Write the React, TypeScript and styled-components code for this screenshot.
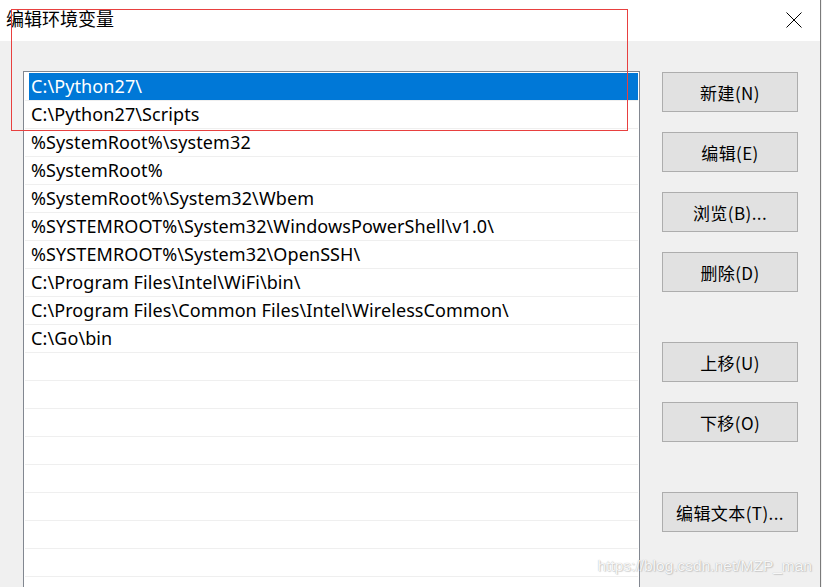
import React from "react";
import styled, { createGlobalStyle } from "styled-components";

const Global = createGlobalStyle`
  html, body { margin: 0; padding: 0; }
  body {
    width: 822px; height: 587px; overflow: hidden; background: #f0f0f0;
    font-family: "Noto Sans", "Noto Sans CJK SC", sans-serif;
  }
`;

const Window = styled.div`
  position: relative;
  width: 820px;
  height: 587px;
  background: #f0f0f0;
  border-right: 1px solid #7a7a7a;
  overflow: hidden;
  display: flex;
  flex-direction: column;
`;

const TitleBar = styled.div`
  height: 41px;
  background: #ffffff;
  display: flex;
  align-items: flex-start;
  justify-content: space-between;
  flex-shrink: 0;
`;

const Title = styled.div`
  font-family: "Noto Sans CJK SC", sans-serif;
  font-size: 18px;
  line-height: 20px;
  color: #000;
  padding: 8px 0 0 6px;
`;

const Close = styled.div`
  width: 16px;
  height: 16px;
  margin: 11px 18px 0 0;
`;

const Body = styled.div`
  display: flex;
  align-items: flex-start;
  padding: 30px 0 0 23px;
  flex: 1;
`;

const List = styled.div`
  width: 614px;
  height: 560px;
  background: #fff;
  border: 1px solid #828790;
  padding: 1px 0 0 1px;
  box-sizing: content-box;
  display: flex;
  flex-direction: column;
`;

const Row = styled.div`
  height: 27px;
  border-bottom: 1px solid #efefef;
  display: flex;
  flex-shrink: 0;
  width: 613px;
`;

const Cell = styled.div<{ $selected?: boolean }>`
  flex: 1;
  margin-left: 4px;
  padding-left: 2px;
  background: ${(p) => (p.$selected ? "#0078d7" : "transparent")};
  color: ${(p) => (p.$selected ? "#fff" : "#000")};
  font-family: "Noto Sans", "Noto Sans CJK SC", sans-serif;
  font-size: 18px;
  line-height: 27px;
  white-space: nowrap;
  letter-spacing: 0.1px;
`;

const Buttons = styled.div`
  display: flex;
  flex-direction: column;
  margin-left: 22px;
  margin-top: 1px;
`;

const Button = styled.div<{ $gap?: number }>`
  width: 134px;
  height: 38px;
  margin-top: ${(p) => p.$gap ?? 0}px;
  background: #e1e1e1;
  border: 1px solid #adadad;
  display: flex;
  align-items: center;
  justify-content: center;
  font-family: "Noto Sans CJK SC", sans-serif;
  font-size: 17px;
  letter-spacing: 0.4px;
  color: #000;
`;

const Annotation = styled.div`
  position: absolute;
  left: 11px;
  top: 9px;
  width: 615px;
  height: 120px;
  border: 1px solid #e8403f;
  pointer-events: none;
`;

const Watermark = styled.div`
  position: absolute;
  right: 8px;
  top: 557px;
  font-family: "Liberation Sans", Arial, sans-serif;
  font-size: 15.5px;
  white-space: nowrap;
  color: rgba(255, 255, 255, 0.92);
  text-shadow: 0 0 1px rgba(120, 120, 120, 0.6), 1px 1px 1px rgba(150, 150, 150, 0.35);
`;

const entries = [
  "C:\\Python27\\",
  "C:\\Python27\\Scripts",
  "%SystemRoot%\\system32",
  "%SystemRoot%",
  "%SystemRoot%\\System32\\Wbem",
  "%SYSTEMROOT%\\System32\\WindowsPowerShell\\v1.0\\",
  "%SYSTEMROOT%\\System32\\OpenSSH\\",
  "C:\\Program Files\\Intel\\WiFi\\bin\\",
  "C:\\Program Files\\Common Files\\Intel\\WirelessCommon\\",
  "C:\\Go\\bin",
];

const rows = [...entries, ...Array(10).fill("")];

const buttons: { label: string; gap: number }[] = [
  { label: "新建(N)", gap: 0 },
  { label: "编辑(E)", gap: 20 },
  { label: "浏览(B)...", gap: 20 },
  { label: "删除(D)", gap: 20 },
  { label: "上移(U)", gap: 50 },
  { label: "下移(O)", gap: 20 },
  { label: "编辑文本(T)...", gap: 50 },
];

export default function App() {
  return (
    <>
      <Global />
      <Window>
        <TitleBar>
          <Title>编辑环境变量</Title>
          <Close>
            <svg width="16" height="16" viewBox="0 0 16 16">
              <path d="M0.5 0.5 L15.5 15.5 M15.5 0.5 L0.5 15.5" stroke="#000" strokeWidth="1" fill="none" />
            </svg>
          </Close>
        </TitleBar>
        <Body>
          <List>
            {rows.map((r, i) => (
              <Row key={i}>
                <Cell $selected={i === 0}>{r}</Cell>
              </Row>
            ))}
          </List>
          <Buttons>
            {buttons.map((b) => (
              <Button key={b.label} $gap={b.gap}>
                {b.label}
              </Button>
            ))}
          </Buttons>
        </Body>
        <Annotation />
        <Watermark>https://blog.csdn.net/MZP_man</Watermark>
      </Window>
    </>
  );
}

● ● ●

▶ **What you are asked to do**
Give the data above again in full and unchanged, skipping the pictures.

▶ **Answer to this problem**
Write the React, TypeScript and styled-components code for this screenshot.
import React from "react";
import styled, { createGlobalStyle } from "styled-components";

const Global = createGlobalStyle`
  html, body { margin: 0; padding: 0; }
  body {
    width: 822px; height: 587px; overflow: hidden; background: #f0f0f0;
    font-family: "Noto Sans", "Noto Sans CJK SC", sans-serif;
  }
`;

const Window = styled.div`
  position: relative;
  width: 820px;
  height: 587px;
  background: #f0f0f0;
  border-right: 1px solid #7a7a7a;
  overflow: hidden;
  display: flex;
  flex-direction: column;
`;

const TitleBar = styled.div`
  height: 41px;
  background: #ffffff;
  display: flex;
  align-items: flex-start;
  justify-content: space-between;
  flex-shrink: 0;
`;

const Title = styled.div`
  font-family: "Noto Sans CJK SC", sans-serif;
  font-size: 18px;
  line-height: 20px;
  color: #000;
  padding: 8px 0 0 6px;
`;

const Close = styled.div`
  width: 16px;
  height: 16px;
  margin: 11px 18px 0 0;
`;

const Body = styled.div`
  display: flex;
  align-items: flex-start;
  padding: 30px 0 0 23px;
  flex: 1;
`;

const List = styled.div`
  width: 614px;
  height: 560px;
  background: #fff;
  border: 1px solid #828790;
  padding: 1px 0 0 1px;
  box-sizing: content-box;
  display: flex;
  flex-direction: column;
`;

const Row = styled.div`
  height: 27px;
  border-bottom: 1px solid #efefef;
  display: flex;
  flex-shrink: 0;
  width: 613px;
`;

const Cell = styled.div<{ $selected?: boolean }>`
  flex: 1;
  margin-left: 4px;
  padding-left: 2px;
  background: ${(p) => (p.$selected ? "#0078d7" : "transparent")};
  color: ${(p) => (p.$selected ? "#fff" : "#000")};
  font-family: "Noto Sans", "Noto Sans CJK SC", sans-serif;
  font-size: 18px;
  line-height: 27px;
  white-space: nowrap;
  letter-spacing: 0.1px;
`;

const Buttons = styled.div`
  display: flex;
  flex-direction: column;
  margin-left: 22px;
  margin-top: 1px;
`;

const Button = styled.div<{ $gap?: number }>`
  width: 134px;
  height: 38px;
  margin-top: ${(p) => p.$gap ?? 0}px;
  background: #e1e1e1;
  border: 1px solid #adadad;
  display: flex;
  align-items: center;
  justify-content: center;
  font-family: "Noto Sans CJK SC", sans-serif;
  font-size: 17px;
  letter-spacing: 0.4px;
  color: #000;
`;

const Annotation = styled.div`
  position: absolute;
  left: 11px;
  top: 9px;
  width: 615px;
  height: 120px;
  border: 1px solid #e8403f;
  pointer-events: none;
`;

const Watermark = styled.div`
  position: absolute;
  right: 8px;
  top: 557px;
  font-family: "Liberation Sans", Arial, sans-serif;
  font-size: 15.5px;
  white-space: nowrap;
  color: rgba(255, 255, 255, 0.92);
  text-shadow: 0 0 1px rgba(120, 120, 120, 0.6), 1px 1px 1px rgba(150, 150, 150, 0.35);
`;

const entries = [
  "C:\\Python27\\",
  "C:\\Python27\\Scripts",
  "%SystemRoot%\\system32",
  "%SystemRoot%",
  "%SystemRoot%\\System32\\Wbem",
  "%SYSTEMROOT%\\System32\\WindowsPowerShell\\v1.0\\",
  "%SYSTEMROOT%\\System32\\OpenSSH\\",
  "C:\\Program Files\\Intel\\WiFi\\bin\\",
  "C:\\Program Files\\Common Files\\Intel\\WirelessCommon\\",
  "C:\\Go\\bin",
];

const rows = [...entries, ...Array(10).fill("")];

const buttons: { label: string; gap: number }[] = [
  { label: "新建(N)", gap: 0 },
  { label: "编辑(E)", gap: 20 },
  { label: "浏览(B)...", gap: 20 },
  { label: "删除(D)", gap: 20 },
  { label: "上移(U)", gap: 50 },
  { label: "下移(O)", gap: 20 },
  { label: "编辑文本(T)...", gap: 50 },
];

export default function App() {
  return (
    <>
      <Global />
      <Window>
        <TitleBar>
          <Title>编辑环境变量</Title>
          <Close>
            <svg width="16" height="16" viewBox="0 0 16 16">
              <path d="M0.5 0.5 L15.5 15.5 M15.5 0.5 L0.5 15.5" stroke="#000" strokeWidth="1" fill="none" />
            </svg>
          </Close>
        </TitleBar>
        <Body>
          <List>
            {rows.map((r, i) => (
              <Row key={i}>
                <Cell $selected={i === 0}>{r}</Cell>
              </Row>
            ))}
          </List>
          <Buttons>
            {buttons.map((b) => (
              <Button key={b.label} $gap={b.gap}>
                {b.label}
              </Button>
            ))}
          </Buttons>
        </Body>
        <Annotation />
        <Watermark>https://blog.csdn.net/MZP_man</Watermark>
      </Window>
    </>
  );
}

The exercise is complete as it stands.